De grootste bijdrage moet komen van de instroom van verse dirigenten. Het beeld daarbij voor Limburg is ongunstig: het is buitengewoon lastig om betrouwbare cijfers te vinden.

  • De mede door VNK-Limburg georganiseerde Oriëntatiecursus dirigeren en de opleiding tot assistent-dirigent hebben een bedroevend aantal aanmeldingen voor koren opgeleverd.
  • Informatie van de hbo-opleiding aan het Conservatorium kon niet worden geleverd, omdat de docent langdurig afwezig is.
  • Daarbij is de hoofdvakopleiding voor orkestdirectie als bovenbouw voor koordirigent versmald tot een bijvak onder de vlag van Docent Muziek.
  • Ook de muziekscholen in Kerkrade, Maastricht en Weert leveren weinig gekwalificeerde dirigenten op.

Over de instroom van verse dirigenten is dus weinig te melden.

Alternatieven kunnen worden gevonden in zij-instromers: instrumentalisten die de muziekvaktechnische zaken al beheersen en die je zou moeten interesseren om voor een koor te gaan staan.

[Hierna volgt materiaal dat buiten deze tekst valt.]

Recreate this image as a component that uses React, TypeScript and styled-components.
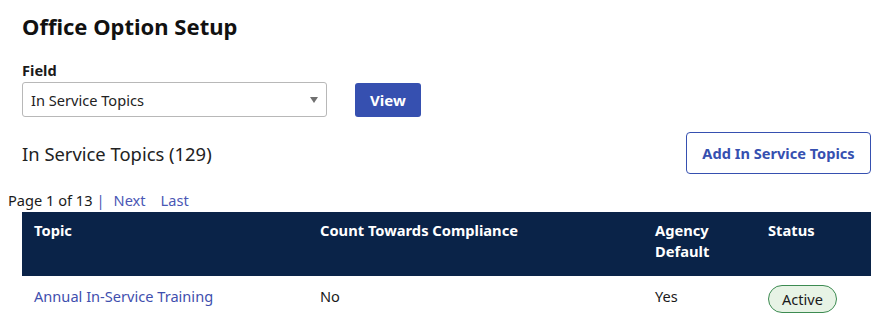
import React from "react";
import styled, { createGlobalStyle } from "styled-components";

const GlobalStyle = createGlobalStyle`
  body {
    margin: 0;
    background: #ffffff;
    font-family: "Noto Sans", "Open Sans", sans-serif;
    color: #1a1a1a;
  }
`;

const Page = styled.div`
  padding: 12px 18px 0 8px;
`;

const Section = styled.div`
  padding-left: 14px;
`;

const Title = styled.h1`
  font-size: 22px;
  font-weight: 700;
  margin: 0 0 21px;
  line-height: 28px;
  color: #111;
`;

const Label = styled.label`
  display: block;
  font-size: 14.6px;
  font-weight: 700;
  line-height: 18px;
  margin-bottom: 3px;
`;

const FieldRow = styled.div`
  display: flex;
  align-items: center;
  gap: 28px;
`;

const SelectBox = styled.div`
  width: 305px;
  height: 35px;
  box-sizing: border-box;
  border: 1px solid #b8b8b8;
  border-radius: 3px;
  display: flex;
  align-items: center;
  padding: 0 8px;
  font-size: 14.6px;
  color: #222;
`;

const Caret = styled.span`
  margin-left: auto;
  width: 0;
  height: 0;
  border-left: 4.5px solid transparent;
  border-right: 4.5px solid transparent;
  border-top: 6px solid #707070;
  margin-top: 1px;
`;

const PrimaryButton = styled.button`
  height: 34px;
  padding: 0 15px;
  background: #3650b0;
  color: #fff;
  border: none;
  border-radius: 3px;
  font-family: inherit;
  font-size: 15px;
  font-weight: 700;
`;

const ListHeader = styled.div`
  display: flex;
  align-items: center;
  justify-content: space-between;
  margin-top: 15px;
`;

const Count = styled.h2`
  margin: 0;
  font-size: 18.4px;
  font-weight: 400;
  color: #222;
`;

const OutlineButton = styled.button`
  height: 42px;
  width: 185px;
  background: #fff;
  color: #3650b0;
  border: 1px solid #3650b0;
  border-radius: 4px;
  font-family: inherit;
  font-size: 14.6px;
  font-weight: 700;
`;

const Pager = styled.div`
  display: flex;
  align-items: center;
  font-size: 14.6px;
  line-height: 20px;
  margin-top: 16px;
  color: #1a1a1a;
`;

const PagerLink = styled.a<{ $gap: number }>`
  color: #4a57b5;
  text-decoration: none;
  margin-left: ${(p) => p.$gap}px;
`;

const Pipe = styled.span`
  color: #4a57b5;
  margin-left: 4px;
`;

const Table = styled.table`
  width: 849px;
  margin-left: 14px;
  margin-top: 2px;
  border-collapse: collapse;
  border-spacing: 0;
  table-layout: fixed;
  font-size: 14.6px;
`;

const Col = styled.col<{ $w: number }>`
  width: ${(p) => p.$w}px;
`;

const HeadCell = styled.th`
  background: #0a2348;
  color: #fff;
  text-align: left;
  vertical-align: top;
  font-size: 14.7px;
  font-weight: 700;
  line-height: 21px;
  padding: 8px 12px 14px;
  height: 42px;
`;

const Cell = styled.td`
  padding: 9px 12px;
  line-height: 22px;
  vertical-align: top;
  color: #1a1a1a;
`;

const TopicLink = styled.a`
  color: #3f4fae;
  text-decoration: none;
`;

const Badge = styled.span`
  display: inline-block;
  padding: 0 13px;
  border: 1px solid #3d8b52;
  border-radius: 14px;
  background: #e7f3e5;
  color: #1a1a1a;
  font-size: 14.6px;
  line-height: 26px;
  vertical-align: top;
`;

const columns = [
  { label: "Topic", w: 286 },
  { label: "Count Towards Compliance", w: 335 },
  { label: "Agency Default", w: 113 },
  { label: "Status", w: 115 },
];

export default function App() {
  return (
    <>
      <GlobalStyle />
      <Page>
        <Section>
          <Title>Office Option Setup</Title>
          <Label>Field</Label>
          <FieldRow>
            <SelectBox>
              In Service Topics
              <Caret />
            </SelectBox>
            <PrimaryButton>View</PrimaryButton>
          </FieldRow>
          <ListHeader>
            <Count>In Service Topics (129)</Count>
            <OutlineButton>Add In Service Topics</OutlineButton>
          </ListHeader>
        </Section>
        <Pager>
          Page 1 of 13<Pipe>|</Pipe>
          <PagerLink $gap={9} href="#">Next</PagerLink>
          <PagerLink $gap={15} href="#">Last</PagerLink>
        </Pager>
        <Table>
          <colgroup>
            {columns.map((c) => (
              <Col key={c.label} $w={c.w} />
            ))}
          </colgroup>
          <thead>
            <tr>
              {columns.map((c) => (
                <HeadCell key={c.label}>{c.label}</HeadCell>
              ))}
            </tr>
          </thead>
          <tbody>
            <tr>
              <Cell>
                <TopicLink href="#">Annual In-Service Training</TopicLink>
              </Cell>
              <Cell>No</Cell>
              <Cell>Yes</Cell>
              <Cell>
                <Badge>Active</Badge>
              </Cell>
            </tr>
          </tbody>
        </Table>
      </Page>
    </>
  );
}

Begeleiders van koren die nu al soms repetities leiden bij afwezigheid van de eigen dirigent kunnen makkelijk de stap maken naar zelfstandig dirigent.

Boodschap voor besturen

De boodschap voor de besturen luidt: Neem deze materie ter hand en ontwikkel beleid. Lastig daarbij is dat de dirigenten niet of nauwelijks georganiseerd zijn en als gesprekspartner slechts op individuele basis te benaderen zijn.

Verder is het goed om de enquête met een aantal verbeteringen in bredere kring te herhalen, om meer van de achtergronden van het stoppen als dirigent te onderzoeken. Een vergelijking met de dirigenten van de muziekverenigingen kan mogelijk ook interessant zijn. En waarom niet op initiatief van het VNK-Limburg dit onderzoek met Koornetwerk Nederland landelijk herhalen?